My parents wanted an AHR more than we did, so my budget for that is $2000 (theyre paying). A community hall, few linens, seashell centerpieces, late night buffet, toonie bar and good DJ and weve got ourselves a party. I love weddingbee though for all of its DIY and dress porn! Oh and no wedding showers here! No registry either!
Post # 12
Not alone at all! This is my second marriage but my tastes have certainly changed since the first time. We too have a lot more we’d rather spend money on than a huge wedding. There are a few things that really matter to us that we’ll spend money on and not get too crazy about other things. We both really want a photographer because neither of us had that the first time and we know that this one is IT! But flowers, reception food, etc….not so much. It’s more about the ceremony for us and the meaning of it.
Post # 13
oh yeah, I’m right with you. totally laid back. i get weird looks a lot from friends and family when i say i don’t care about a lot of the typical wedding things. i feel like i’m a very bad bride!
i’ve asked my bm’s to wear any black knee length dress they want with any black heels they want, didn’t cry when i bought the dress, met with the florist once to pick bouquets, am thinking of doing picture frames, votive candles, and preserved orchids scattered around the table for a simple centerpiece, and am doing my best not to involve myself in family drama!
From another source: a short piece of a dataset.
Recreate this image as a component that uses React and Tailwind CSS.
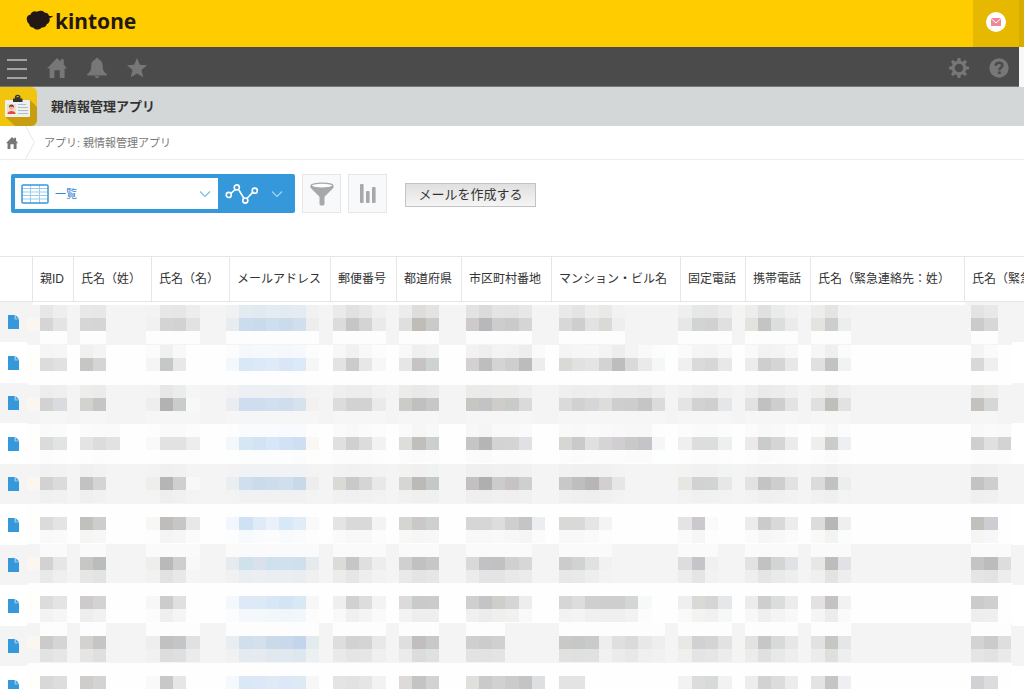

my FI and I are treating this as a nice party, because we want a laid back celebration with friends and family. i figure that if people get upset we don’t have $50 centerpieces or an $800 wedding cake they can talk about it behind our backs. i don’t care!
i am not very bridal at all!
Post # 14
So great to see that I am not alone!! I love so many of your ideas. I always find myself getting so overwhelmed because we are keeping our wedding more simple and there are always people within the industry and personally who telling me things that are must-haves that I couldn’t care less about, such as showers, bouquet & garter tosses, limos… no thanks! Honestly, if I didn’t have such a great father and wasn’t the only daughter, I wouldn’t even be walked down the aisle (or have an aisle with which anyone would walk down) but I am willing to make one sacrifice.
Good luck on your planning, ladies.
Post # 15
- Wedding: June 2011 - Sydney, Australia
Well, I’d like to THINK I’m laidback – I am compared to some other brides I’ve known! I’m completely comfortable leaving the big details in the hands of my vendors… and I’m trying not to sweat the small stuff. Talk to me in 78 days though. 😉
Post # 16
Just adding myself to this list. Our thing is, we want it to be MEMORABLE and FUN but that doesn’t mean it has to be expensive. We also have some pretty awesome “friendors” that are helping us keep it really low on the budget scale. I feel the same way you do because I feel like I “should” be wanting to spend more. I will admit I’m totally excited to register for stuff that we can use forever. 🙂
We also don’t buy into a lot of the traditions or “money-wasters” as I really think of them. And just so you don’t feel alone – there will be NO bouquet/garter toss, limo, or even a large amount of flowers. I think I’m going to walk myself…or maybe he’ll agree to walking down together. 🙂 Also — NO traditional vows for us either.